Many scholars maintain that all the New Testament references to Bethsaida apply to one place, namely, Bethsaida Julias. The arguments for and against this view may be summarized as follows:

(a) Galilee ran right round the lake, including most of the level coastland on the East. Thus Gamala, on the eastern shore, was within the jurisdiction of Josephus, who commanded in Galilee (BJ, II, xx, 4). Judas of Gamala (Ant., XVIII, i, l) is also called Judas of Galilee (ibid., i, 6). If Gamala, far down the eastern shore of the sea, were in Galilee, a fortiori Bethsaida, a town which lay on the very edge of the Jordan, may be described as in Galilee.

But Josephus makes it plain that Gamala, while added to his jurisdiction, was not in Galilee, but in Gaulonitis (BJ, II, xx, 6). Even if Judas were born in Gamala, and so might properly be called a Gaulonite, he may, like others, have come to be known as belonging to the province in which his active life was spent. "Jesus of Nazareth" was born in Bethlehem. Then Josephus explicitly says that Bethsaida was in Lower Gaulonitis (BJ, II, ix, 1). Further, Luke places the country of the Gerasenes on the other side of the sea from Galilee (Lu 8:26)--antipera tes Galilaias ("over against Galilee").

(b) To go to the other side--eis to peran (Mr 6:45)--does not of necessity imply passing from the East to the West coast of the lake, since Josephus uses the verb diaperaioo of a passage from Tiberias to Tarichea (Vita, 59). But (i) this involved a passage from a point on the West to a point on the South shore, "crossing over" two considerable bays; whereas if the boat started from any point in el-BaTeichah, to which we seem to be limited by the "much grass," and by the definition of the district as belonging to Bethsaida, to sail to et-Tell, it was a matter of coasting not more than a couple of miles, with no bay to cross. (ii) No case can be cited where the phrase eis to peran certainly means anything else than "to the other side." (iii) Mark says that the boat started to go unto the other side to Bethsaida, while John, gives the direction "over the sea unto Capernaum" (Mr 6:17). The two towns were therefore practically in the same line. Now there is no question that Capernaum was on "the other side," nor is there any suggestion that the boat was driven out of its course; and it is quite obvious that, sailing toward Capernaum, whether at Tell Chum or at Khan Minyeh, it would never reach Bethsaida Julius. (iv) The present writer is familiar with these waters in both storm and calm. If the boat was taken from any point in el-BaTeichah towards et-Tell, no east wind would have distressed the rowers, protected as that part is by the mountains. Therefore it was no contrary wind that carried them toward Capernaum and the "land of Gennesaret." On the other hand, with a wind from the West, such as is often experienced, eight or nine hours might easily be occupied in covering the four or five miles from el-BaTeichah to the neighborhood of Capernaum.

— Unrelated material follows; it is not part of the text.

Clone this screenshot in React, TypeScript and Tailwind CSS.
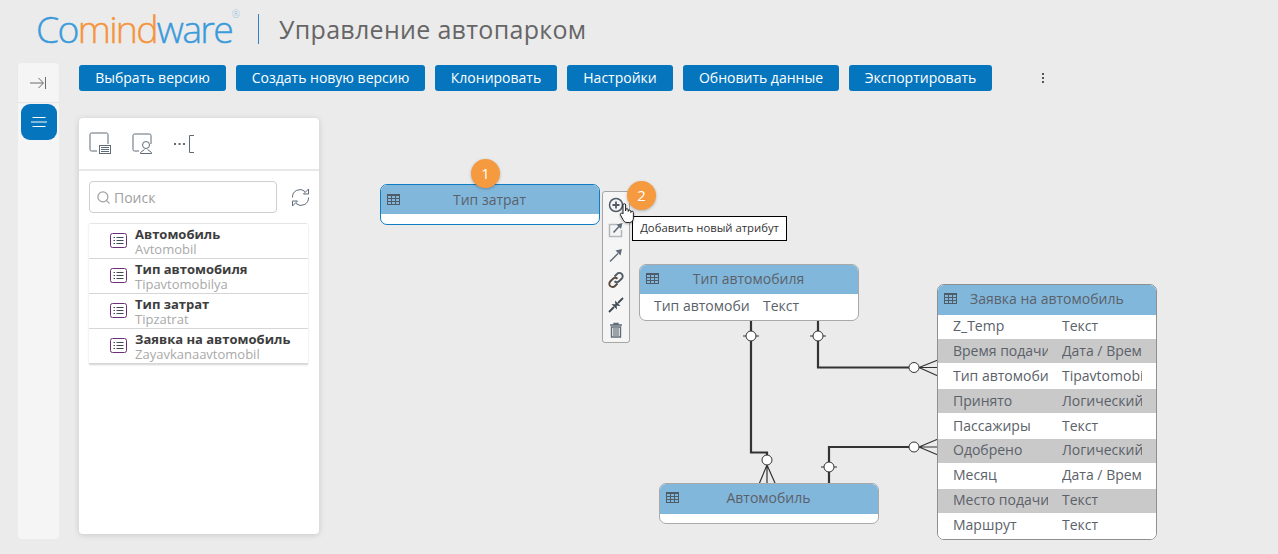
import { Search } from "lucide-react";

const toolbarButtons = [
  { label: "Выбрать версию", width: "w-[147px]" },
  { label: "Создать новую версию", width: "w-[189px]" },
  { label: "Клонировать", width: "w-[122px]" },
  { label: "Настройки", width: "w-[106px]" },
  { label: "Обновить данные", width: "w-[156px]" },
  { label: "Экспортировать", width: "w-[143px]" },
];

const templates = [
  { name: "Автомобиль", alias: "Avtomobil" },
  { name: "Тип автомобиля", alias: "Tipavtomobilya" },
  { name: "Тип затрат", alias: "Tipzatrat" },
  { name: "Заявка на автомобиль", alias: "Zayavkanaavtomobil" },
];

const requestRows = [
  ["Z_Temp", "Текст"],
  ["Время подачи", "Дата / Время"],
  ["Тип автомобиля", "Tipavtomobilya"],
  ["Принято", "Логический"],
  ["Пассажиры", "Текст"],
  ["Одобрено", "Логический"],
  ["Месяц", "Дата / Время"],
  ["Место подачи", "Текст"],
  ["Маршрут", "Текст"],
];

function TableIcon() {
  return (
    <svg width="13" height="11" viewBox="0 0 13 11" fill="none" stroke="#4f5b66" strokeWidth="1" className="shrink-0">
      <rect x="0.5" y="0.5" width="12" height="10" />
      <path d="M0.5 1.5H12.5M0.5 4.5H12.5M0.5 7.5H12.5M4.5 0.5V10.5M8.5 0.5V10.5" />
    </svg>
  );
}

function ListIcon() {
  return (
    <svg width="18" height="16" viewBox="0 0 18 16" fill="none" className="shrink-0">
      <rect x="0.5" y="0.5" width="16" height="14" rx="2" stroke="#6b2f78" />
      <path d="M6.5 4.5H13.5M6.5 7.5H13.5M6.5 10.5H13.5" stroke="#3f4a55" />
      <path d="M3.5 4.5H5M3.5 7.5H5M3.5 10.5H5" stroke="#3f4a55" />
    </svg>
  );
}

function Wires() {
  const line = "#333";
  const circles = [
    [751, 336],
    [818, 336],
    [829, 467],
  ];
  const ends = [
    [767, 460],
    [914, 367.5],
    [914, 447],
  ];
  return (
    <svg width="1278" height="554" className="absolute left-0 top-0" fill="none">
      <path d="M751 320V452.5H767V460" stroke={line} strokeWidth="2.2" />
      <path d="M818 320V367.5H914" stroke={line} strokeWidth="2.2" />
      <path d="M829 483V447H914" stroke={line} strokeWidth="2.2" />
      <path d="M767 465L759.5 483M767 465V483M767 465L775 483" stroke={line} strokeWidth="1.2" />
      <path d="M919 367.5L938 360M919 367.5H938M919 367.5L938 376" stroke={line} strokeWidth="1.2" />
      <path d="M919 447L938 439M919 447H938M919 447L938 455" stroke={line} strokeWidth="1.2" />
      {circles.map(([x, y]) => (
        <g key={x}>
          <path d={`M${x - 8} ${y}H${x + 8}`} stroke={line} />
          <circle cx={x} cy={y} r="5" fill="#fff" stroke={line} />
        </g>
      ))}
      {ends.map(([x, y]) => (
        <circle key={x + y} cx={x} cy={y} r="5" fill="#fff" stroke={line} />
      ))}
    </svg>
  );
}

function Toolbox() {
  const c = "#5f6b76";
  return (
    <div className="absolute left-[602px] top-[191px] w-[28px] h-[152px] rounded-[3px] border border-[#a5a5a5] bg-[#f5f5f5] flex flex-col items-center pt-[3px] gap-[5px]">
      <svg width="20" height="20" viewBox="0 0 20 20" fill="none" stroke="#4f5b66" strokeWidth="1.5">
        <circle cx="10" cy="10" r="6.5" />
        <path d="M6.5 10H13.5M10 6.5V13.5" strokeWidth="1.8" />
      </svg>
      <svg width="20" height="20" viewBox="0 0 20 20" fill="none">
        <path d="M15.5 10V16.5H3.5V4.5H11" stroke="#b4b8bb" strokeWidth="1.5" />
        <path d="M7.5 12.5L13 6.5" stroke={c} strokeWidth="1.6" />
        <path d="M16.5 3L15 9L10.5 4.5Z" fill={c} />
      </svg>
      <svg width="20" height="20" viewBox="0 0 20 20" fill="none">
        <path d="M4 16.5L12 8.5" stroke={c} strokeWidth="1.4" />
        <path d="M16 4L14.5 10.5L9.5 5.5Z" fill={c} />
      </svg>
      <svg width="20" height="20" viewBox="0 0 20 20" fill="none" stroke="#4f5b66" strokeWidth="1.9">
        <path d="M8.5 6.5L11 4a3.2 3.2 0 0 1 4.8 4.5L13 11.2a3.2 3.2 0 0 1-4.5 0" />
        <path d="M11.5 13.5L9 16a3.2 3.2 0 0 1-4.8-4.5L7 8.8a3.2 3.2 0 0 1 4.5 0" stroke="#5d4a3f" />
      </svg>
      <svg width="20" height="20" viewBox="0 0 20 20" fill="none" stroke="#3f4a55">
        <path d="M3 17L8 12M12 8L17 3" strokeWidth="1.8" />
        <path d="M9.5 10.5L9 5.5L14.5 11Z" fill="#3f4a55" stroke="none" />
        <path d="M10.5 9.5L11 14.5L5.5 9Z" fill="#3f4a55" stroke="none" />
      </svg>
      <svg width="20" height="20" viewBox="0 0 20 20" fill="none" stroke={c}>
        <path d="M4 5H16M8 5V3.5H12V5" strokeWidth="1.4" />
        <path d="M5.5 7H14.5V17H5.5Z" strokeWidth="1.4" />
        <path d="M8 8V16M10 8V16M12 8V16" strokeWidth="1.2" />
      </svg>
    </div>
  );
}

export default function App() {
  return (
    <div className="relative w-[1278px] h-[554px] overflow-hidden bg-[#ebebeb] font-['Open_Sans',sans-serif] text-[#5b6169]">
      <header className="h-[63px] flex items-center pl-[36px] pb-[5px]">
        <div className="relative text-[37.5px] leading-none tracking-[-1.75px] font-light text-[#3b9ada] pr-[4px] [-webkit-text-stroke:0.4px]">
          Co<span className="text-[#f5943c]">mind</span>ware
          <span className="absolute right-[-4px] top-[-1px] text-[10px] tracking-normal text-[#8fbfe0] [-webkit-text-stroke:0px]">®</span>
        </div>
        <div className="ml-[22px] w-px h-[30px] bg-[#2b83c4]" />
        <div className="ml-[20px] text-[25px] leading-none tracking-[0.3px] text-[#666]">Управление автопарком</div>
      </header>

      <div className="flex pl-[18px]">
        <aside className="w-[41px] h-[476px] rounded-[4px] bg-[#f5f5f5] flex flex-col items-center">
          <div className="w-full h-[39px] flex items-center justify-center shadow-[0_1px_1px_rgba(0,0,0,0.06)]">
            <svg width="17" height="14" viewBox="0 0 17 14" fill="none" stroke="#6b6b6b">
              <path d="M0 7H13M8.5 2L13.5 7L8.5 12" />
              <path d="M15.5 1V13" />
            </svg>
          </div>
          <button className="mt-[2px] w-[36px] h-[36px] rounded-[9px] bg-[#0575bd] flex items-center justify-center">
            <svg width="16" height="12" viewBox="0 0 16 12" fill="none" stroke="#fff">
              <path d="M1.5 1.5H14.5M0 6H16M1.5 10.5H14.5" />
            </svg>
          </button>
        </aside>

        <div className="ml-[20px] flex-1">
          <div className="flex items-center gap-[10px] pt-[2px]">
            {toolbarButtons.map((b) => (
              <button
                key={b.label}
                className={`${b.width} h-[26px] rounded-[3px] bg-[#0575bd] text-white text-[14px] leading-none`}
              >
                {b.label}
              </button>
            ))}
            <svg width="4" height="12" viewBox="0 0 4 12" className="ml-[39px]" fill="#555">
              <rect x="1" y="1" width="2" height="2" />
              <rect x="1" y="5" width="2" height="2" />
              <rect x="1" y="9" width="2" height="2" />
            </svg>
          </div>

          <section className="mt-[27px] w-[240px] h-[416px] rounded-[4px] bg-white shadow-[0_1px_6px_rgba(0,0,0,0.15)]">
            <div className="h-[53px] border-b-2 border-[#e8e8e8] flex items-center pl-[10px] gap-[20px]">
              <svg width="23" height="23" viewBox="0 0 23 23" fill="none">
                <path d="M8 19H2.5A1.5 1.5 0 0 1 1 17.5V2.5A1.5 1.5 0 0 1 2.5 1H17.5A1.5 1.5 0 0 1 19 2.5V12" stroke="#5f6b76" />
                <rect x="10.5" y="13.5" width="11" height="8" fill="#fff" stroke="#5f6b76" />
                <path d="M12 15.5H20M12 17.5H20M12 19.5H20" stroke="#5f6b76" />
              </svg>
              <svg width="21" height="21" viewBox="0 0 21 21" fill="none" stroke="#5f6b76">
                <path d="M7 18H2.5A1.5 1.5 0 0 1 1 16.5V2.5A1.5 1.5 0 0 1 2.5 1H17.5A1.5 1.5 0 0 1 19 2.5V11" />
                <circle cx="14" cy="12" r="3.5" />
                <path d="M8.5 20.5V19.5L12.5 16.5M19.5 20.5V19.5L15.5 16.5M8.5 20.5H19.5" />
              </svg>
              <svg width="22" height="20" viewBox="0 0 22 20" fill="none">
                <path d="M1 10H3M5.5 10H7.5M10 10H12" stroke="#5f6b76" strokeWidth="2" />
                <path d="M21 1.5H16.5V18.5H21" stroke="#5f6b76" />
              </svg>
            </div>

            <div className="pl-[10px] pt-[10px] flex items-center">
              <div className="w-[188px] h-[32px] shrink-0 rounded-[4px] border border-[#cfcfcf] flex items-center pl-[6px] gap-[3px] text-[14px] text-[#a0a0a0]">
                <Search size={15} strokeWidth={2} className="text-[#a0a0a0]" />
                Поиск
              </div>
              <svg width="19" height="19" viewBox="0 0 19 19" fill="none" stroke="#5f6b76" className="ml-[14px] shrink-0">
                <path d="M1.5 9.5A7.5 7.5 0 0 1 14 3.5M17.5 9.5A7.5 7.5 0 0 1 5 15.5" />
                <path d="M17.5 1V6H12.5ZM1.5 18V13H6.5Z" />
              </svg>
            </div>

            <ul className="mt-[10px] ml-[10px] w-[219px] rounded-t-[2px] border-t border-[#e6e6e6] shadow-[0_1px_2px_rgba(0,0,0,0.18)]">
              {templates.map((t) => (
                <li key={t.alias} className="h-[35px] flex items-center pl-[21px] border-b border-[#d6d6d6]">
                  <ListIcon />
                  <div className="ml-[7px] leading-[15px] pt-[2px]">
                    <div className="text-[13px] font-bold text-[#3d3d3d]">{t.name}</div>
                    <div className="text-[13px] text-[#a9a9a9]">{t.alias}</div>
                  </div>
                </li>
              ))}
            </ul>
          </section>
        </div>
      </div>

      <Wires />

      {/* Тип затрат */}
      <div className="absolute left-[380px] top-[184px] w-[220px] h-[41px] rounded-[7px] border border-[#0f7cc4] bg-white overflow-hidden">
        <div className="h-[29px] bg-[#82b7dc] flex items-center pl-[6px] text-[14px]">
          <TableIcon />
          <span className="flex-1 text-center pr-[20px]">Тип затрат</span>
        </div>
      </div>

      {/* Тип автомобиля */}
      <div className="absolute left-[639px] top-[264px] w-[220px] h-[57px] rounded-[7px] border border-[#a9a9a9] bg-white overflow-hidden">
        <div className="h-[29px] bg-[#82b7dc] flex items-center pl-[6px] pb-[2px] text-[14px]">
          <TableIcon />
          <span className="flex-1 text-center pr-[20px]">Тип автомобиля</span>
        </div>
        <div className="flex h-[26px] items-center pl-[14px] pb-[4px] text-[14px]">
          <span className="block w-[95px] mr-[14px] overflow-hidden whitespace-nowrap">Тип автомобиля</span>
          <span>Текст</span>
        </div>
      </div>

      {/* Автомобиль */}
      <div className="absolute left-[659px] top-[483px] w-[220px] h-[41px] rounded-[7px] border border-[#a9a9a9] bg-white overflow-hidden">
        <div className="h-[30px] bg-[#82b7dc] flex items-center pl-[6px] pb-[3px] text-[14px]">
          <TableIcon />
          <span className="flex-1 text-center pr-[20px]">Автомобиль</span>
        </div>
      </div>

      {/* Заявка на автомобиль */}
      <div className="absolute left-[937px] top-[284px] w-[220px] h-[256px] rounded-[7px] border border-[#8f8f8f] bg-white overflow-hidden text-[14px]">
        <div className="h-[29.5px] bg-[#82b7dc] flex items-center pl-[6px] pb-[2px]">
          <TableIcon />
          <span className="ml-[13px]">Заявка на автомобиль</span>
        </div>
        {requestRows.map(([name, type], i) => (
          <div
            key={name}
            className={`h-[24.9px] flex items-center pl-[15px] pb-[2px] border-b border-white ${i % 2 ? "bg-[#c9c9c9]" : "bg-white"}`}
          >
            <span className="w-[95px] mr-[14px] overflow-hidden whitespace-nowrap">{name}</span>
            <span className="w-[80px] overflow-hidden whitespace-nowrap">{type}</span>
          </div>
        ))}
      </div>

      <Toolbox />

      {/* подсказка и шаги */}
      <div className="absolute left-[632px] top-[216px] w-[155px] h-[25px] border border-black bg-white flex items-center justify-center text-[11.3px] text-[#333]">
        Добавить новый атрибут
      </div>
      <svg width="18" height="24" viewBox="0 0 18 22" className="absolute left-[619px] top-[201px] drop-shadow-[0_1px_1px_rgba(0,0,0,0.3)]" fill="#fff" stroke="#222" strokeWidth="1">
        <path d="M4 12V3a1.3 1.3 0 0 1 2.6 0V9V8a1.3 1.3 0 0 1 2.6 0V9.5a1.3 1.3 0 0 1 2.6 0V10.5a1.3 1.3 0 0 1 2.6 0V16c0 2.5-1.5 4.5-4 4.5H8c-2 0-3-1-4-3L1.5 13c-.8-1.6 1.2-2.6 2.5-1Z" />
      </svg>
      <div className="absolute left-[471px] top-[159px] w-[29px] h-[29px] rounded-full bg-[#f59a3e] text-white flex items-center justify-center text-[15px] shadow-[0_1px_3px_rgba(0,0,0,0.25)]">
        1
      </div>
      <div className="absolute left-[627px] top-[181px] w-[29px] h-[29px] rounded-full bg-[#f59a3e] text-white flex items-center justify-center text-[15px] shadow-[0_1px_3px_rgba(0,0,0,0.25)]">
        2
      </div>
    </div>
  );
}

(c) The words of Mark (Mr 6:45), it is suggested (Sanday, Sacred Sites of the Gospels, 42), have been too strictly interpreted: as the Gospel was written probably at Rome, its author being a native, not of Galilee, but of Jerusalem. Want of precision on topographical points, therefore, need not surprise us. But as we have seen above, the "want of precision" must also be attributed to the writer of Joh 6:17. The agreement of these two favors the strict interpretation. Further, if the Gospel of Mark embodies the recollections of Peter, it would be difficult to find a more reliable authority for topographical details connected with the sea on which his fisher life was spent.

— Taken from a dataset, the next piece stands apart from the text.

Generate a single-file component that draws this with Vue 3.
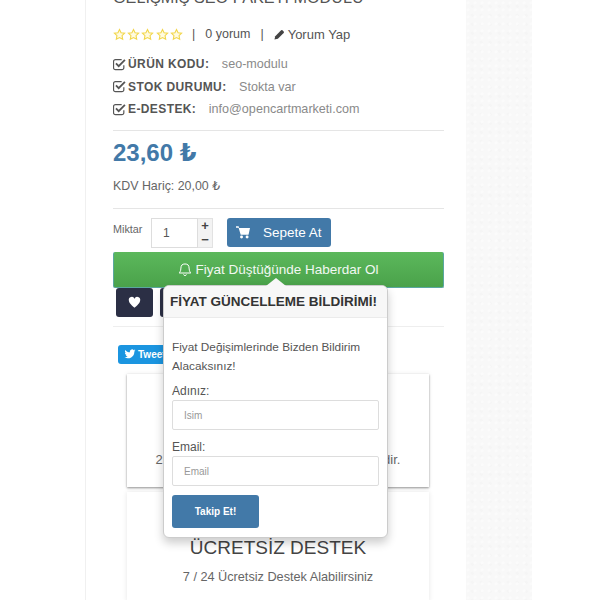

(d) In support of the single-city theory it is further argued that

(i) Jesus withdrew to Bethsaida as being in the jurisdiction of Philip, when he heard of the murder of John by Antipas, and would not have sought again the territories of the latter so soon after leaving them.

(ii) Medieval works of travel notice only one Bethsaida.

(iii) The East coast of the sea was definitely attached to Galilee in AD 84, and Ptolemy (circa 140) places Julius in Galilee. It is therefore significant that only the Fourth Gospel speaks of "Bethsaida of Galilee."

(iv) There could hardly have been two Bethsaidas so close together.


(i) It is not said that Jesus came hither that he might leave the territory of Antipas for that of Philip; and in view of Mr 6:30 ff, and Lu 9:10 ff, the inference from Mt 14:13 that he did so, is not warranted.

(ii) The Bethsaida of medieval writers was evidently on the West of the Jordan. If it lay on the East it is inconceivable that none of them should have mentioned the river in this connection.

(iii) If the 4th Gospel was not written until well into the 2nd century, then the apostle was not the author; but this is a very precarious assumption. John, writing after 84 AD, would hardly have used the phrase "Bethsaida of Galilee" of a place only recently attached to that province, writing, as he was, at a distance from the scene, and recalling the former familiar conditions.

(iv) In view of the frequent repetition of names in Palestine the nearness of the two Bethsaidas raises no difficulty. The abundance of fish at each place furnished a good reason for the recurrence of the name.